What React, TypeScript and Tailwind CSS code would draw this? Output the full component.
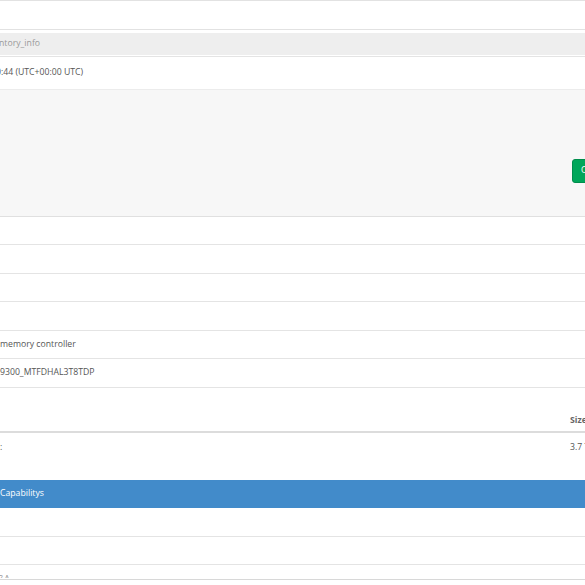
export default function App() {
  const plainRows = [
    { h: "h-[28px]", text: "" },
    { h: "h-[29px]", text: "" },
    { h: "h-[28px]", text: "" },
    { h: "h-[29px]", text: "" },
    { h: "h-[28px]", text: "memory controller" },
    { h: "h-[29px]", text: "9300_MTFDHAL3T8TDP" },
  ];
  return (
    <div
      className="h-[585px] w-[585px] overflow-hidden bg-white text-[8.7px] text-[#555]"
      style={{ fontFamily: '"Open Sans", "Liberation Sans", sans-serif' }}
    >
      <div className="h-[30px] border-y border-[#e2e2e2]" />
      <div className="h-[3px]" />
      <div className="flex h-[22px] items-center bg-[#eeeeee] text-[#9a9a9a]">
        <span className="-ml-[1px]">ntory_info</span>
      </div>
      <div className="h-[2px] border-b border-[#e4e4e4]" />
      <div className="flex h-[33px] items-center border-b border-[#ececec]">
        <span className="-ml-[4px]">0:44 (UTC+00:00 UTC)</span>
      </div>
      <div className="flex h-[127px] items-start justify-end border-b border-[#e0e0e0] bg-[#f7f7f7] pt-[69px]">
        <div className="-mr-[14px] flex h-[24px] w-[27px] items-center rounded-[3px] border border-[#008d4c] bg-[#00a65a] pl-[8px] text-white">
          C
        </div>
      </div>
      {plainRows.map((r, i) => (
        <div key={i} className={`flex ${r.h} items-center border-b border-[#e4e4e4]`}>
          <span>{r.text}</span>
        </div>
      ))}
      <div className="flex h-[45px] items-end justify-end border-b-2 border-[#dcdcdc] pb-[4px] font-bold text-[#666]">
        <span className="w-[15px]">Size</span>
      </div>
      <div className="flex h-[47px] items-start justify-between pt-[8px]">
        <span>:</span>
        <span className="w-[15px] whitespace-nowrap">3.7 TB</span>
      </div>
      <div className="flex h-[28px] items-center bg-[#428bca] text-white">
        <span>Capabilitys</span>
      </div>
      <div className="h-[29px] border-b border-[#e4e4e4]" />
      <div className="h-[28px] border-b border-[#e4e4e4]" />
      <div className="flex h-[15px] items-end border-b border-[#d8d8d8] pb-[1px] text-[7px] leading-none text-[#888]">
        <span className="-ml-[1px] h-[4px] overflow-hidden">2 A</span>
      </div>
    </div>
  );
}
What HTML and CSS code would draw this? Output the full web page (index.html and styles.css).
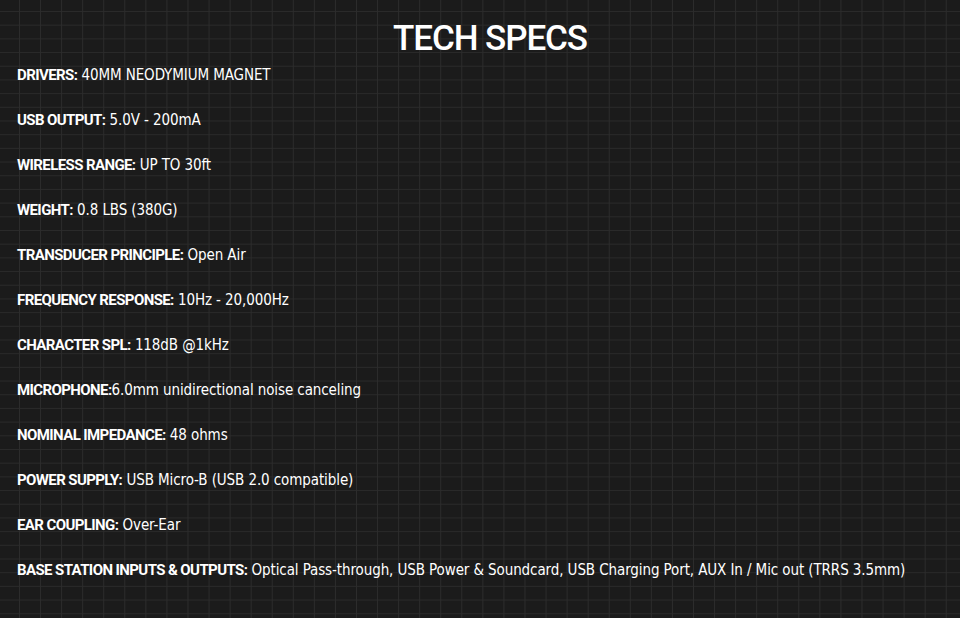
FILE: index.html
```html
<!DOCTYPE html>
<html>
<head>
<meta charset="utf-8">
<link rel="stylesheet" href="styles.css">
</head>
<body>
<main class="specs">
  <h1 class="title">TECH SPECS</h1>
  <ul class="list">
    <li><b>DRIVERS:</b> 40MM NEODYMIUM MAGNET</li>
    <li><b>USB OUTPUT:</b> 5.0V - 200mA</li>
    <li><b>WIRELESS RANGE:</b> UP TO 30ft</li>
    <li><b>WEIGHT:</b> 0.8 LBS (380G)</li>
    <li><b>TRANSDUCER PRINCIPLE:</b> Open Air</li>
    <li><b>FREQUENCY RESPONSE:</b> 10Hz - 20,000Hz</li>
    <li><b>CHARACTER SPL:</b> 118dB @1kHz</li>
    <li><b>MICROPHONE:</b>6.0mm unidirectional noise canceling</li>
    <li><b>NOMINAL IMPEDANCE:</b> 48 ohms</li>
    <li><b>POWER SUPPLY:</b> USB Micro-B (USB 2.0 compatible)</li>
    <li><b>EAR COUPLING:</b> Over-Ear</li>
    <li><b>BASE STATION INPUTS &amp; OUTPUTS:</b> Optical Pass-through, USB Power &amp; Soundcard, USB Charging Port, AUX In / Mic out (TRRS 3.5mm)</li>
  </ul>
</main>
</body>
</html>
```
FILE: styles.css
```css
html, body {
  margin: 0;
  padding: 0;
}
body {
  width: 960px;
  height: 618px;
  overflow: hidden;
  background-color: #1b1b1b;
  background-image:
    linear-gradient(to right, #2c2c2c 0, #2c2c2c 1px, transparent 1px),
    linear-gradient(to bottom, #2a2a2a 0, #2a2a2a 1px, transparent 1px);
  background-size: 21.07px 13.7px;
  background-position: 19px 11px;
  color: #ffffff;
  font-family: "DejaVu Sans Condensed", "DejaVu Sans", sans-serif;
}
.specs {
  padding: 0 17px;
}
.title {
  margin: 0;
  padding-top: 19px;
  padding-bottom: 7px;
  padding-left: 20px;
  text-align: center;
  font-family: Roboto, "DejaVu Sans Condensed", sans-serif;
  font-size: 35px;
  line-height: 40px;
  font-weight: 500;
  letter-spacing: -1.1px;
}
.list {
  list-style: none;
  margin: 0;
  padding: 0;
  display: flex;
  flex-direction: column;
  gap: 27px;
}
.list li {
  font-size: 15px;
  line-height: 18px;
  white-space: nowrap;
  letter-spacing: -0.1px;
}
.list b {
  font-family: Roboto, "DejaVu Sans Condensed", sans-serif;
  font-weight: bold;
  letter-spacing: -0.6px;
}
```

> Work required: Gather each line of the records holding the string "What".

> Reply to the task:
What React, TypeScript and Tailwind CSS code would draw this? Output the full component.
What HTML and CSS code would draw this? Output the full web page (index.html and styles.css).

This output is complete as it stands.